Please set down all the lines beneath this one exactly, without the pictures.

[Start Data for this exercise]

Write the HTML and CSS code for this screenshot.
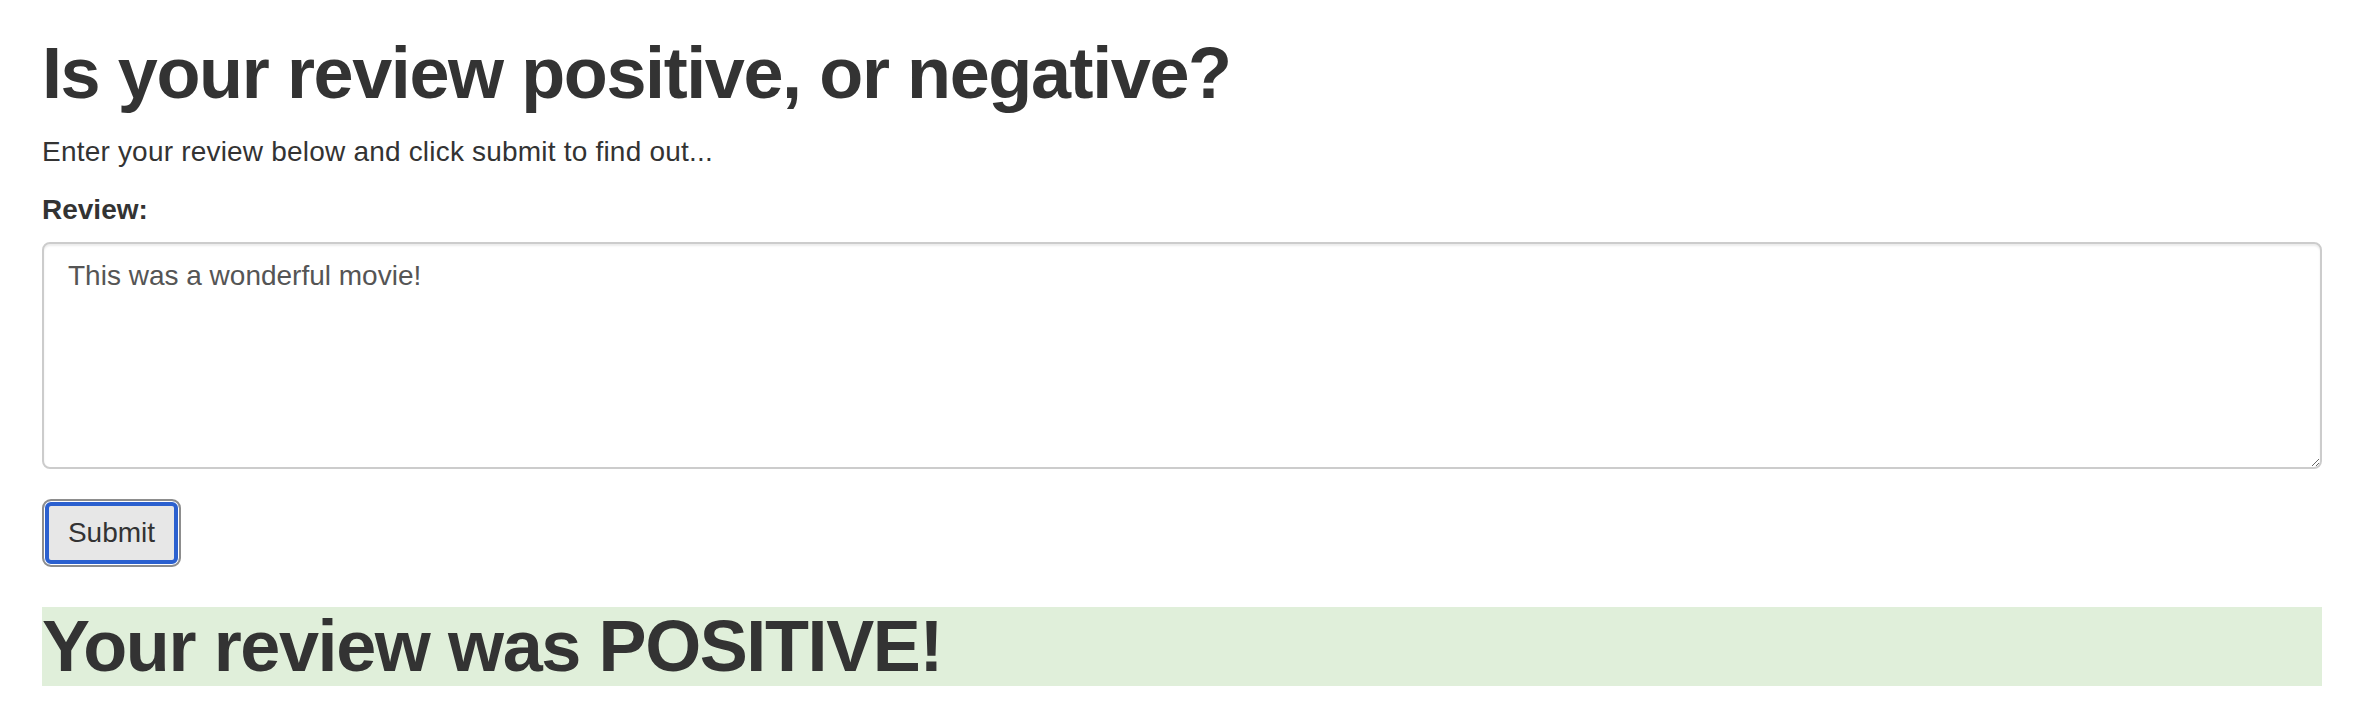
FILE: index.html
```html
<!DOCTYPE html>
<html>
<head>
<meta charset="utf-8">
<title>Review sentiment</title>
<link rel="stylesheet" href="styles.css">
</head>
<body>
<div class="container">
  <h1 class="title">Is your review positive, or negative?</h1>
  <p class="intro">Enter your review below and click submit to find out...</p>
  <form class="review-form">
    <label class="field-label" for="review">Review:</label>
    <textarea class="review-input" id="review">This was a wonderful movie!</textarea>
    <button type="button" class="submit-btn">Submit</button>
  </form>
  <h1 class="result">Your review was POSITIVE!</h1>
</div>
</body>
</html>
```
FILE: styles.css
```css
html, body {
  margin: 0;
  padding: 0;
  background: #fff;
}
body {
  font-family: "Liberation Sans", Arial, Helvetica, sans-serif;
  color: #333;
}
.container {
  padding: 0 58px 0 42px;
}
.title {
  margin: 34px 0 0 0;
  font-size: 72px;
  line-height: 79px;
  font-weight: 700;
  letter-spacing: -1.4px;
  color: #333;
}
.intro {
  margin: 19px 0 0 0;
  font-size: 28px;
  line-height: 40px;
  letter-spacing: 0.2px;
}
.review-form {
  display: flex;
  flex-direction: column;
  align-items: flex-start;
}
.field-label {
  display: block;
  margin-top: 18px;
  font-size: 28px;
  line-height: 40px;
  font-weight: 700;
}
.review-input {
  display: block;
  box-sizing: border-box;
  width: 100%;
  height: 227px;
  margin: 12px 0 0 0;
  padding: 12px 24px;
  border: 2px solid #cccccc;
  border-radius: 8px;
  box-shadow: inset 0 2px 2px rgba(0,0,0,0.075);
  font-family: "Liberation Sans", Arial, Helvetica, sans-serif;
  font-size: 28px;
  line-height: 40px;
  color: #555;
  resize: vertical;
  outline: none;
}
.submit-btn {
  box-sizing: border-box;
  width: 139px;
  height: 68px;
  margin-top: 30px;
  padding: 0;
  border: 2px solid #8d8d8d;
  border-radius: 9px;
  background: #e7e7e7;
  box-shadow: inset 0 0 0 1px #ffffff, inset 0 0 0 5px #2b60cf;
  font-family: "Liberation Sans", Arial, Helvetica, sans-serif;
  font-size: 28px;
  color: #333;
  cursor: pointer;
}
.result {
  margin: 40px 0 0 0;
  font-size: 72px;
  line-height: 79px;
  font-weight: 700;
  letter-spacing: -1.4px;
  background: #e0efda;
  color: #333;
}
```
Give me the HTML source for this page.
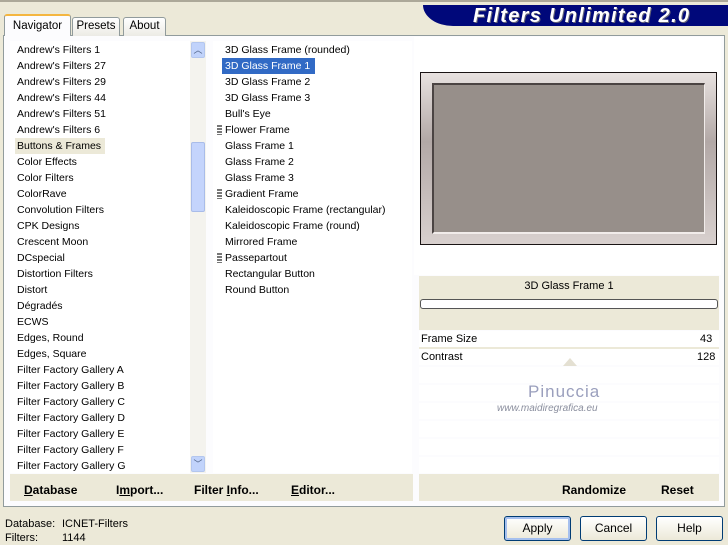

[End Data for this exercise]

## [Answer below]
Write the HTML and CSS code for this screenshot.
FILE: index.html
```html
<!DOCTYPE html>
<html>
<head>
<meta charset="utf-8">
<title>Review sentiment</title>
<link rel="stylesheet" href="styles.css">
</head>
<body>
<div class="container">
  <h1 class="title">Is your review positive, or negative?</h1>
  <p class="intro">Enter your review below and click submit to find out...</p>
  <form class="review-form">
    <label class="field-label" for="review">Review:</label>
    <textarea class="review-input" id="review">This was a wonderful movie!</textarea>
    <button type="button" class="submit-btn">Submit</button>
  </form>
  <h1 class="result">Your review was POSITIVE!</h1>
</div>
</body>
</html>
```
FILE: styles.css
```css
html, body {
  margin: 0;
  padding: 0;
  background: #fff;
}
body {
  font-family: "Liberation Sans", Arial, Helvetica, sans-serif;
  color: #333;
}
.container {
  padding: 0 58px 0 42px;
}
.title {
  margin: 34px 0 0 0;
  font-size: 72px;
  line-height: 79px;
  font-weight: 700;
  letter-spacing: -1.4px;
  color: #333;
}
.intro {
  margin: 19px 0 0 0;
  font-size: 28px;
  line-height: 40px;
  letter-spacing: 0.2px;
}
.review-form {
  display: flex;
  flex-direction: column;
  align-items: flex-start;
}
.field-label {
  display: block;
  margin-top: 18px;
  font-size: 28px;
  line-height: 40px;
  font-weight: 700;
}
.review-input {
  display: block;
  box-sizing: border-box;
  width: 100%;
  height: 227px;
  margin: 12px 0 0 0;
  padding: 12px 24px;
  border: 2px solid #cccccc;
  border-radius: 8px;
  box-shadow: inset 0 2px 2px rgba(0,0,0,0.075);
  font-family: "Liberation Sans", Arial, Helvetica, sans-serif;
  font-size: 28px;
  line-height: 40px;
  color: #555;
  resize: vertical;
  outline: none;
}
.submit-btn {
  box-sizing: border-box;
  width: 139px;
  height: 68px;
  margin-top: 30px;
  padding: 0;
  border: 2px solid #8d8d8d;
  border-radius: 9px;
  background: #e7e7e7;
  box-shadow: inset 0 0 0 1px #ffffff, inset 0 0 0 5px #2b60cf;
  font-family: "Liberation Sans", Arial, Helvetica, sans-serif;
  font-size: 28px;
  color: #333;
  cursor: pointer;
}
.result {
  margin: 40px 0 0 0;
  font-size: 72px;
  line-height: 79px;
  font-weight: 700;
  letter-spacing: -1.4px;
  background: #e0efda;
  color: #333;
}
```
Give me the HTML source for this page.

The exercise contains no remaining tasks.